>> BEGIN Recorded information
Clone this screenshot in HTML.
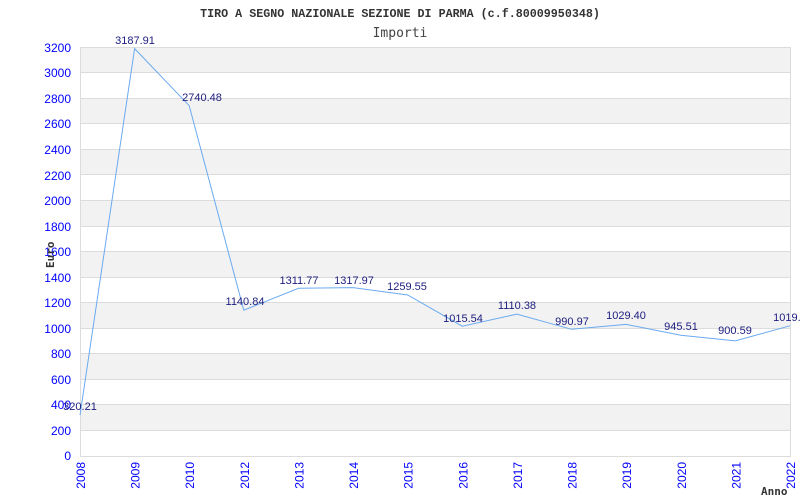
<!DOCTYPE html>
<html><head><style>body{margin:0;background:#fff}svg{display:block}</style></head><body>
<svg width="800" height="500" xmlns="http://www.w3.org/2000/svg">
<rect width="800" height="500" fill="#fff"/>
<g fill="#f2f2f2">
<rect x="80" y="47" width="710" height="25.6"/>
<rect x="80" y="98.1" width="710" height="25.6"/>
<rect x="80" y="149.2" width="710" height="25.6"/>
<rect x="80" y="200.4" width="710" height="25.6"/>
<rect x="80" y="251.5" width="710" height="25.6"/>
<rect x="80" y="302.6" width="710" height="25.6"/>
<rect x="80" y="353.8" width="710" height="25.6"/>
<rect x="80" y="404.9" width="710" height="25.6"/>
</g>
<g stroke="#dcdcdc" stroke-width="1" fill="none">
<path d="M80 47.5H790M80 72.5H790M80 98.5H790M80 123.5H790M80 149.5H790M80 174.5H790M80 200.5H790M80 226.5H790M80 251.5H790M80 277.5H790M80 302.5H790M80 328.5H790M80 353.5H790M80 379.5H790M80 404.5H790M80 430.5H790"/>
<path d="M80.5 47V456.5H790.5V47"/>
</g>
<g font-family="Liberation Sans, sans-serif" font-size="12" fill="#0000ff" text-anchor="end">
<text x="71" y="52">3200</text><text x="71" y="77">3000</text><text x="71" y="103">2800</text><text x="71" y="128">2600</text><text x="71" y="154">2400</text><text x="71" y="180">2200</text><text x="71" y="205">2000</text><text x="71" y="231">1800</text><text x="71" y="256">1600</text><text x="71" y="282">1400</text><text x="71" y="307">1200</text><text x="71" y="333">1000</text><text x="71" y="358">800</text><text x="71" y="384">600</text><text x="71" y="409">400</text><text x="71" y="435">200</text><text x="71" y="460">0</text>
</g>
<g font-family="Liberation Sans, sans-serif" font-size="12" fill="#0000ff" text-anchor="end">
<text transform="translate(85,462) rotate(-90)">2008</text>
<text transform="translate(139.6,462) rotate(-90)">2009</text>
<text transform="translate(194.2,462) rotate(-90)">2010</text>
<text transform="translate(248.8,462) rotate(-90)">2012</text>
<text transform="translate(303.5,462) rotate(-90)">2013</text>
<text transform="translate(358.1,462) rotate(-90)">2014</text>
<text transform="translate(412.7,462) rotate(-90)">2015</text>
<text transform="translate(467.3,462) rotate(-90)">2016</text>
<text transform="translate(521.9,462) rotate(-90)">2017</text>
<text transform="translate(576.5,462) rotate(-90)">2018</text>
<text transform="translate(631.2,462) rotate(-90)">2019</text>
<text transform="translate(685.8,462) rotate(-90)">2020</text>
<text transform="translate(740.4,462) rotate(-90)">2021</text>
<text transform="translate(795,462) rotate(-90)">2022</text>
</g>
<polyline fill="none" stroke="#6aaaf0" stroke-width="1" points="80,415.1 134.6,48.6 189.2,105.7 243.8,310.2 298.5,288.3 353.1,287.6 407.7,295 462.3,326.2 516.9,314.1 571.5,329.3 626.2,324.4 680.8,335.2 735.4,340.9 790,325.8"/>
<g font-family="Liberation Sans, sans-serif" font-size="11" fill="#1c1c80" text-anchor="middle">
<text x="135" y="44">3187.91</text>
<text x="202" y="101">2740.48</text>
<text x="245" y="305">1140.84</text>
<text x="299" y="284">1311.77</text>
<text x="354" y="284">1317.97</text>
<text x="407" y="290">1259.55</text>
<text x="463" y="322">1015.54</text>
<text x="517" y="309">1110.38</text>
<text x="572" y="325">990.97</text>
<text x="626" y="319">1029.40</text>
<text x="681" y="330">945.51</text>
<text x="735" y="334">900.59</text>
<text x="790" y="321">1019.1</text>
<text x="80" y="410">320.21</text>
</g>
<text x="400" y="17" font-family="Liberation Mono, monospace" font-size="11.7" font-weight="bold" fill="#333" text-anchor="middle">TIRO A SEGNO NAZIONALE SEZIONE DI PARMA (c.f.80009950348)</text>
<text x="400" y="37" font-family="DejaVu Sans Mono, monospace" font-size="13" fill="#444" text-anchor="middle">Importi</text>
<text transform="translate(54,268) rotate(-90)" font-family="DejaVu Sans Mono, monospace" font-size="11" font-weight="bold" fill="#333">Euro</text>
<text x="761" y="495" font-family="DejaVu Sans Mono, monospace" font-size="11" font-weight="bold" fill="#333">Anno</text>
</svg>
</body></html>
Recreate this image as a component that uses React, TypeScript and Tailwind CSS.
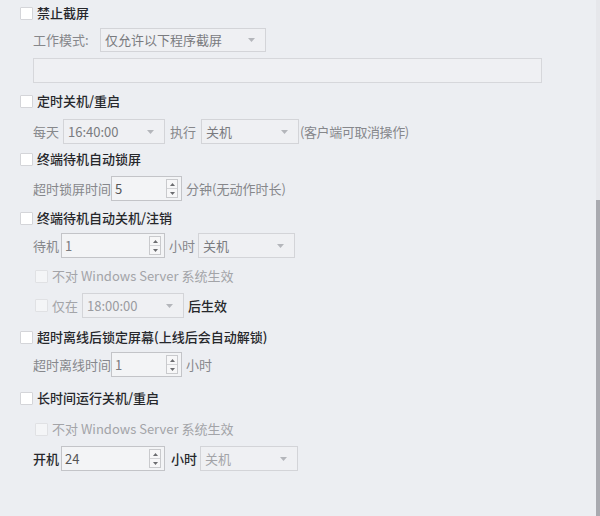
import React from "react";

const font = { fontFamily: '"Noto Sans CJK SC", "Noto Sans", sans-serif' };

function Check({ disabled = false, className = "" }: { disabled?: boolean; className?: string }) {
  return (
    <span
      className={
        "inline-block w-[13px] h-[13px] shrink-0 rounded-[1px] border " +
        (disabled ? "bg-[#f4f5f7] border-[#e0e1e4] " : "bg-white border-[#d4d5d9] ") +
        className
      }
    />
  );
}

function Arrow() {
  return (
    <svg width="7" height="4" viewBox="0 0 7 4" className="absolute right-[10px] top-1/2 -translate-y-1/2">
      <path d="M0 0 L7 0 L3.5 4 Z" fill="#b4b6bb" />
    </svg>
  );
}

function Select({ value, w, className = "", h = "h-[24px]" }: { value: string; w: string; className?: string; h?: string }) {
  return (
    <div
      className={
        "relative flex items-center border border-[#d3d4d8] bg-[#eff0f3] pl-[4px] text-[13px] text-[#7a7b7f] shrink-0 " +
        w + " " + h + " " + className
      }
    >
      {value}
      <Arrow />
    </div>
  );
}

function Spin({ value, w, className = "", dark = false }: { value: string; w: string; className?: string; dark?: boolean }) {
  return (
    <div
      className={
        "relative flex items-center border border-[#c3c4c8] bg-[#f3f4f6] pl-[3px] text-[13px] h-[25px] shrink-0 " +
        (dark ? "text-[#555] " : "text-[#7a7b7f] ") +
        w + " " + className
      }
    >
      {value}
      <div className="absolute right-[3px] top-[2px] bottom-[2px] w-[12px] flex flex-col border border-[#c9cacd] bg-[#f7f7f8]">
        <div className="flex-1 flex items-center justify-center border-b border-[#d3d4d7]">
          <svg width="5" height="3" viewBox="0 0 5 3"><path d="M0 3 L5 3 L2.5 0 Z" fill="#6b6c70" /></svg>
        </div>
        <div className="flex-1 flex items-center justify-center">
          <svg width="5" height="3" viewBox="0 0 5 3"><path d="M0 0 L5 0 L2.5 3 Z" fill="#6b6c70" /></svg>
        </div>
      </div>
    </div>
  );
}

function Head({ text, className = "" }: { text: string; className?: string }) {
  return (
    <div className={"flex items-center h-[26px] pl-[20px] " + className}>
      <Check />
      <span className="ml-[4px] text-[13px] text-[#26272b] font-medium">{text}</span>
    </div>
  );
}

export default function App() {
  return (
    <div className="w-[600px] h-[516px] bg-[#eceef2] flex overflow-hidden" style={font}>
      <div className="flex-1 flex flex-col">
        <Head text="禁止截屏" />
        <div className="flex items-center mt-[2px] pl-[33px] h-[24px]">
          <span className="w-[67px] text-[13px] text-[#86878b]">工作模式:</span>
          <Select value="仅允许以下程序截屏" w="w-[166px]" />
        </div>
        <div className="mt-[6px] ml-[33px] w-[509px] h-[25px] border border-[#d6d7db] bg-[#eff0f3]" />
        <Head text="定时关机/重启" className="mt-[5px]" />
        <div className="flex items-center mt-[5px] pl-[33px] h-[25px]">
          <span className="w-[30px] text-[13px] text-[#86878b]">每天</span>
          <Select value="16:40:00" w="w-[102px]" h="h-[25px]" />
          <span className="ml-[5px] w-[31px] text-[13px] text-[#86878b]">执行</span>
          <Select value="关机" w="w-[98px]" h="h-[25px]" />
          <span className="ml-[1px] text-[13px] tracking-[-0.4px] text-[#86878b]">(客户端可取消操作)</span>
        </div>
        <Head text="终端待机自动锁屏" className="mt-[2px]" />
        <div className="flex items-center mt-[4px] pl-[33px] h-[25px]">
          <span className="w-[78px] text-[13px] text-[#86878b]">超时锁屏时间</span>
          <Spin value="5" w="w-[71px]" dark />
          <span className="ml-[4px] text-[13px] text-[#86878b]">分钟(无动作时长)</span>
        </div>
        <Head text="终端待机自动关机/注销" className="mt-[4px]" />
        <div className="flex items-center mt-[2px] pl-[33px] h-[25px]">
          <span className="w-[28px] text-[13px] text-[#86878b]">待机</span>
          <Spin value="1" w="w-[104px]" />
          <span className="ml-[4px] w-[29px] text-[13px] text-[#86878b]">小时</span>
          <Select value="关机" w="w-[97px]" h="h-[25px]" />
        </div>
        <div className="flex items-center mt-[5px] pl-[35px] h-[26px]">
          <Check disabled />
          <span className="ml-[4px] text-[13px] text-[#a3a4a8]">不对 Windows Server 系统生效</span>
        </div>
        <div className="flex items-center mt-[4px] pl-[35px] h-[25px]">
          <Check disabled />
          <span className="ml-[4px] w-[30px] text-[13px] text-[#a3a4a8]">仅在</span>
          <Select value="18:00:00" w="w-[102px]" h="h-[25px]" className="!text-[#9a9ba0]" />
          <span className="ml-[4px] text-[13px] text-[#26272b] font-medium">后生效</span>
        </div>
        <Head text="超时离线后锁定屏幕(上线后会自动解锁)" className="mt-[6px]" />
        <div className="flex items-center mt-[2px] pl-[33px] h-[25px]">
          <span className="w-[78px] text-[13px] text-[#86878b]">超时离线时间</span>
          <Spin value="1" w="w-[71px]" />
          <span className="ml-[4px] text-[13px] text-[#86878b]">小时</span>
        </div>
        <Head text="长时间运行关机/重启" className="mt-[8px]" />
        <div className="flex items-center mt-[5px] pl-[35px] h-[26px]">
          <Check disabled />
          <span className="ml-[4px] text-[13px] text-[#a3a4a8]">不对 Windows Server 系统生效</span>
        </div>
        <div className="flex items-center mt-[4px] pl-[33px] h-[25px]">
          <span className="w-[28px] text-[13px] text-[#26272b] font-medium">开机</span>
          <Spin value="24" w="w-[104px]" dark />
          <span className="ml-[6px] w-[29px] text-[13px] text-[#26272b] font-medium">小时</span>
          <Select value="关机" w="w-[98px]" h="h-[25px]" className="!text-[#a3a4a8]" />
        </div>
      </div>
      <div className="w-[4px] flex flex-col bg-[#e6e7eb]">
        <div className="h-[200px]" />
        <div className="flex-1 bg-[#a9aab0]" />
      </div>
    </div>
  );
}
>> END Recorded information
Check each line of the entries above for the word "React". List the ones that have it.

Output of the exercise:
Recreate this image as a component that uses React, TypeScript and Tailwind CSS.
import React from "react";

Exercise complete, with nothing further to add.